Responsibility- All teenagers want more freedom, but instead are often met with more restriction due to lack of responsibility. Teenagers want to be classified as adults yet still have an underdeveloped brain. It’s no wonder it’s a struggle for parents and teens to navigate this time. In order for teens to learn responsibility they have to have opportunities to be responsible. They need to be in control of some aspects of their lives. Many children and teens request pets as an opportunity to prove how responsible they are. If pets are not your thing, there are many other opportunities to be had. Something as small as household chores can develop great habits of dependability. It’s not a bad idea to at least occasionally allow for a larger responsibility such as starting and running a lawn care business. This could also lead to teaching responsibility with money and finances.

 

Respect- Differing opinions are okay. People who look different than you are okay. Have compassion, be understanding. The best way for your kids to learn respect is by example. Parents need to be respectful of their teenagers just as they are respectful to those of different religions, political parties and races. Entitlement is a detriment to respect. When someone feels like they are above or better than or entitled to any specific thing or person they will not exhibit a fair amount of respect. Respect is hugely lacking in our society today and we are starting to see the detrimental effects of that. We have a lot of power as parents in how we raise the upcoming generation.

 

Safety-Teenagers often feel like their life is made up of rules and more rules. However, as parents, we know that these rules are all about safety. Some rules are not rules that we as parents are even in charge of. If they get caught speeding, they will get a ticket. If they get caught texting and driving, they will get a ticket. Teenagers and car safety is of large concern because they are new to driving, easily distracted, and do not have the experience or maturity to handle some difficult driving situations. If your teen is injured in a car accident, you can have many of your questions answered by Benton & Benton law. They are a Monroe, Georgia car accident lawyer.

 

Honesty- Honest people are becoming more rare and more valuable all the time. Turns out there really is no magic truth serum. Being honest will foster trust between you and your child, and will be the foundation of all their future relationships in life. When your teenager can be honest with you, they will likely have more freedoms in regards to what things they are allowed to do. Being honest is a key to unlock the life that every teenager thinks that they want and thinks that they deserve.

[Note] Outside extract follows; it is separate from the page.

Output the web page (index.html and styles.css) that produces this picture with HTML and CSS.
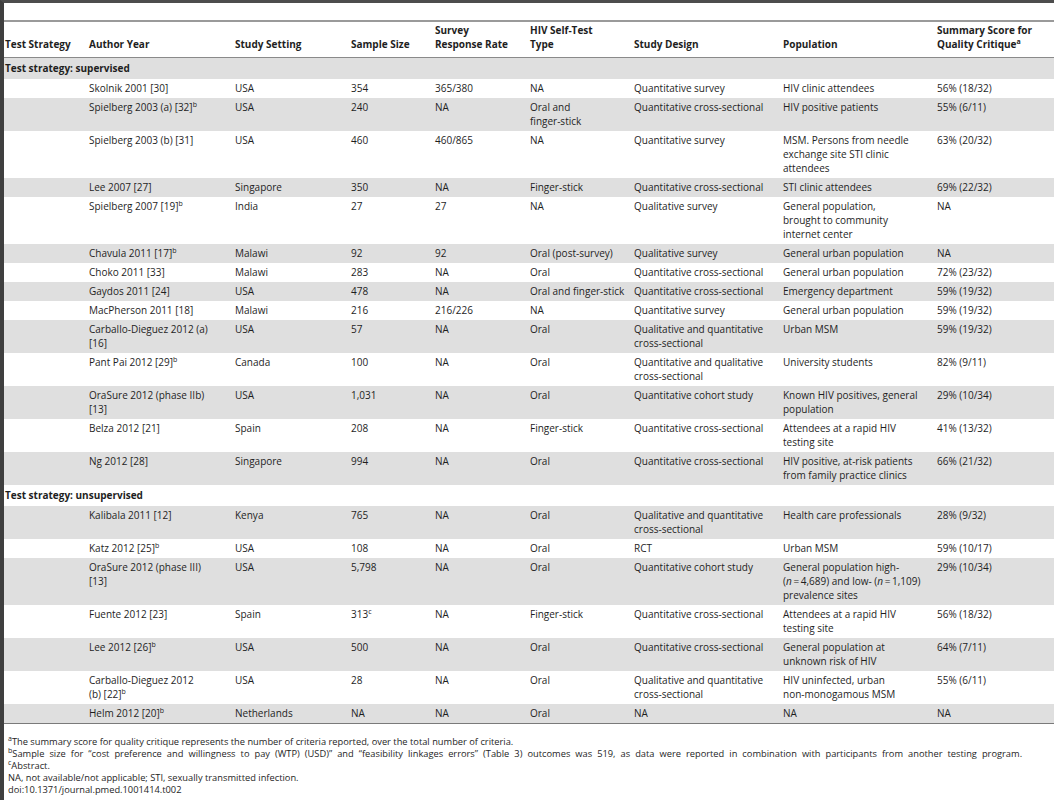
FILE: index.html
```html
<!DOCTYPE html>
<html lang="en">
<head>
    <meta charset="UTF-8">
    <meta name="viewport" content="width=device-width, initial-scale=1.0">
    <title>Table 2. Characteristics of included studies</title>
    <link rel="stylesheet" href="styles.css">
</head>
<body>
    <div class="page">
        <table class="study-table">
            <colgroup>
                <col class="c-strategy">
                <col class="c-author">
                <col class="c-setting">
                <col class="c-size">
                <col class="c-rate">
                <col class="c-type">
                <col class="c-design">
                <col class="c-pop">
                <col class="c-score">
            </colgroup>
            <thead>
                <tr>
                    <th>Test Strategy</th>
                    <th>Author Year</th>
                    <th>Study Setting</th>
                    <th>Sample Size</th>
                    <th>Survey<br>Response Rate</th>
                    <th>HIV Self-Test<br>Type</th>
                    <th>Study Design</th>
                    <th>Population</th>
                    <th>Summary Score for<br>Quality Critique<sup>a</sup></th>
                </tr>
            </thead>
            <tbody>
                <tr class="group"><td colspan="9">Test strategy: supervised</td></tr>
                <tr><td></td><td>Skolnik 2001 [30]</td><td>USA</td><td>354</td><td>365/380</td><td>NA</td><td>Quantitative survey</td><td>HIV clinic attendees</td><td>56% (18/32)</td></tr>
                <tr><td></td><td>Spielberg 2003 (a) [32]<sup>b</sup></td><td>USA</td><td>240</td><td>NA</td><td>Oral and<br>finger-stick</td><td>Quantitative cross-sectional</td><td>HIV positive patients</td><td>55% (6/11)</td></tr>
                <tr><td></td><td>Spielberg 2003 (b) [31]</td><td>USA</td><td>460</td><td>460/865</td><td>NA</td><td>Quantitative survey</td><td>MSM. Persons from needle exchange site STI clinic attendees</td><td>63% (20/32)</td></tr>
                <tr><td></td><td>Lee 2007 [27]</td><td>Singapore</td><td>350</td><td>NA</td><td>Finger-stick</td><td>Quantitative cross-sectional</td><td>STI clinic attendees</td><td>69% (22/32)</td></tr>
                <tr><td></td><td>Spielberg 2007 [19]<sup>b</sup></td><td>India</td><td>27</td><td>27</td><td>NA</td><td>Qualitative survey</td><td>General population,<br>brought to community<br>internet center</td><td>NA</td></tr>
                <tr><td></td><td>Chavula 2011 [17]<sup>b</sup></td><td>Malawi</td><td>92</td><td>92</td><td>Oral (post-survey)</td><td>Qualitative survey</td><td>General urban population</td><td>NA</td></tr>
                <tr><td></td><td>Choko 2011 [33]</td><td>Malawi</td><td>283</td><td>NA</td><td>Oral</td><td>Quantitative cross-sectional</td><td>General urban population</td><td>72% (23/32)</td></tr>
                <tr><td></td><td>Gaydos 2011 [24]</td><td>USA</td><td>478</td><td>NA</td><td>Oral and finger-stick</td><td>Quantitative cross-sectional</td><td>Emergency department</td><td>59% (19/32)</td></tr>
                <tr><td></td><td>MacPherson 2011 [18]</td><td>Malawi</td><td>216</td><td>216/226</td><td>NA</td><td>Quantitative survey</td><td>General urban population</td><td>59% (19/32)</td></tr>
                <tr><td></td><td>Carballo-Dieguez 2012 (a) [16]</td><td>USA</td><td>57</td><td>NA</td><td>Oral</td><td>Qualitative and quantitative cross-sectional</td><td>Urban MSM</td><td>59% (19/32)</td></tr>
                <tr><td></td><td>Pant Pai 2012 [29]<sup>b</sup></td><td>Canada</td><td>100</td><td>NA</td><td>Oral</td><td>Quantitative and qualitative cross-sectional</td><td>University students</td><td>82% (9/11)</td></tr>
                <tr><td></td><td>OraSure 2012 (phase IIb) [13]</td><td>USA</td><td>1,031</td><td>NA</td><td>Oral</td><td>Quantitative cohort study</td><td>Known HIV positives, general population</td><td>29% (10/34)</td></tr>
                <tr><td></td><td>Belza 2012 [21]</td><td>Spain</td><td>208</td><td>NA</td><td>Finger-stick</td><td>Quantitative cross-sectional</td><td>Attendees at a rapid HIV testing site</td><td>41% (13/32)</td></tr>
                <tr><td></td><td>Ng 2012 [28]</td><td>Singapore</td><td>994</td><td>NA</td><td>Oral</td><td>Quantitative cross-sectional</td><td>HIV positive, at-risk patients from family practice clinics</td><td>66% (21/32)</td></tr>
                <tr class="group"><td colspan="9">Test strategy: unsupervised</td></tr>
                <tr><td></td><td>Kalibala 2011 [12]</td><td>Kenya</td><td>765</td><td>NA</td><td>Oral</td><td>Qualitative and quantitative cross-sectional</td><td>Health care professionals</td><td>28% (9/32)</td></tr>
                <tr><td></td><td>Katz 2012 [25]<sup>b</sup></td><td>USA</td><td>108</td><td>NA</td><td>Oral</td><td>RCT</td><td>Urban MSM</td><td>59% (10/17)</td></tr>
                <tr><td></td><td>OraSure 2012 (phase III) [13]</td><td>USA</td><td>5,798</td><td>NA</td><td>Oral</td><td>Quantitative cohort study</td><td>General population high-<br><span class="nowrap">(<i>n</i>&#8201;=&#8201;4,689) and low- (<i>n</i>&#8201;=&#8201;1,109)</span><br>prevalence sites</td><td>29% (10/34)</td></tr>
                <tr><td></td><td>Fuente 2012 [23]</td><td>Spain</td><td>313<sup>c</sup></td><td>NA</td><td>Finger-stick</td><td>Quantitative cross-sectional</td><td>Attendees at a rapid HIV testing site</td><td>56% (18/32)</td></tr>
                <tr><td></td><td>Lee 2012 [26]<sup>b</sup></td><td>USA</td><td>500</td><td>NA</td><td>Oral</td><td>Quantitative cross-sectional</td><td>General population at unknown risk of HIV</td><td>64% (7/11)</td></tr>
                <tr><td></td><td>Carballo-Dieguez 2012<br>(b) [22]<sup>b</sup></td><td>USA</td><td>28</td><td>NA</td><td>Oral</td><td>Qualitative and quantitative cross-sectional</td><td>HIV uninfected, urban <span class="nowrap">non-monogamous</span> MSM</td><td>55% (6/11)</td></tr>
                <tr><td></td><td>Helm 2012 [20]<sup>b</sup></td><td>Netherlands</td><td>NA</td><td>NA</td><td>Oral</td><td>NA</td><td>NA</td><td>NA</td></tr>
            </tbody>
        </table>
        <div class="notes">
            <p><sup>a</sup>The summary score for quality critique represents the number of criteria reported, over the total number of criteria.</p>
            <p class="spread"><sup>b</sup>Sample size for &ldquo;cost preference and willingness to pay (WTP) (USD)&rdquo; and &ldquo;feasibility linkages errors&rdquo; (Table 3) outcomes was 519, as data were reported in combination with participants from another testing program.</p>
            <p><sup>c</sup>Abstract.</p>
            <p>NA, not available/not applicable; STI, sexually transmitted infection.</p>
            <p>doi:10.1371/journal.pmed.1001414.t002</p>
        </div>
    </div>
</body>
</html>
```

FILE: styles.css
```css
body {
    margin: 0;
    font-family: 'Open Sans', 'Liberation Sans', sans-serif;
    font-size: 10px;
    color: #1e1e1e;
    background: #ffffff;
}

.page {
    min-height: 797px;
    border-top: 3px solid #4d4d4d;
    border-left: 4px solid #3f3f3f;
    padding-top: 17px;
}

.study-table {
    width: 100%;
    border-collapse: collapse;
    table-layout: fixed;
    border-top: 2px solid #9a9a9a;
    border-bottom: 1px solid #7a7a7a;
}

.c-strategy { width: 84px; }
.c-author { width: 146px; }
.c-setting { width: 116px; }
.c-size { width: 84px; }
.c-rate { width: 95px; }
.c-type { width: 104px; }
.c-design { width: 149px; }
.c-pop { width: 154px; }

.study-table th {
    font-weight: 700;
    text-align: left;
    vertical-align: bottom;
    line-height: 14px;
    padding: 1px 4px 6px 1px;
    border-bottom: 1px solid #8a8a8a;
}

.study-table td {
    text-align: left;
    vertical-align: top;
    line-height: 14px;
    padding: 2px 8px 3px 1px;
}

.study-table td:nth-child(2) {
    padding-right: 21px;
}

.study-table td:nth-child(8) {
    padding-right: 13px;
}

.study-table tbody tr:nth-child(odd) {
    background-color: #dfdfdf;
}

.study-table .group td {
    font-weight: 700;
    padding-top: 3px;
    padding-bottom: 4px;
}

.nowrap {
    white-space: nowrap;
}

sup {
    font-size: 7px;
    line-height: 0;
    vertical-align: 4px;
}

.notes {
    padding: 12px 0 0 4px;
    font-size: 9.3px;
    line-height: 12px;
}

.notes p {
    margin: 0;
}

.notes .spread {
    white-space: nowrap;
    word-spacing: 2.6px;
}
```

Sometimes it is hard as a parent to not overreact when we find out our teenager lied or when they tell the truth and it’s less than pleasant news. However, honesty on some level should always be met with positivity. As a parent it is better to know the ugly truth than to foster an environment of pretty lies.

 

Navigating Conflict- The fact is, if you are living your life correctly you will encounter conflict. It is an inevitable part of being human. As a teenager, your child should know how to handle and be prepared for these types of situations. Those who do not handle conflict well do not typically go very far in life. People that can navigate conflict gracefully make better employees and better leadership. Even right now as they deal with friends and teachers they will most likely be faced with some level of conflict.

 

Forgiveness- Forgiveness is hard for most adults, let alone teens. The more life experience these kids get, the more they will need to understand the importance of forgiving others when they have wronged us and asking humbly for forgiveness when they are in the wrong. Luckily we as parents make mistakes all the time, so our teens will have many chances to learn forgiveness within a family setting. Like most things discussed in this article, these principles are best taught by example. Most life lessons are learned in the home.

 

Don’t worry if you feel like you’re failing. Most likely that means you are doing it right. Be patient with your teen and hopefully they will learn to be patient with you. Trying to teach life lessons and having open conversations about these character traits in your home will not have been in vain.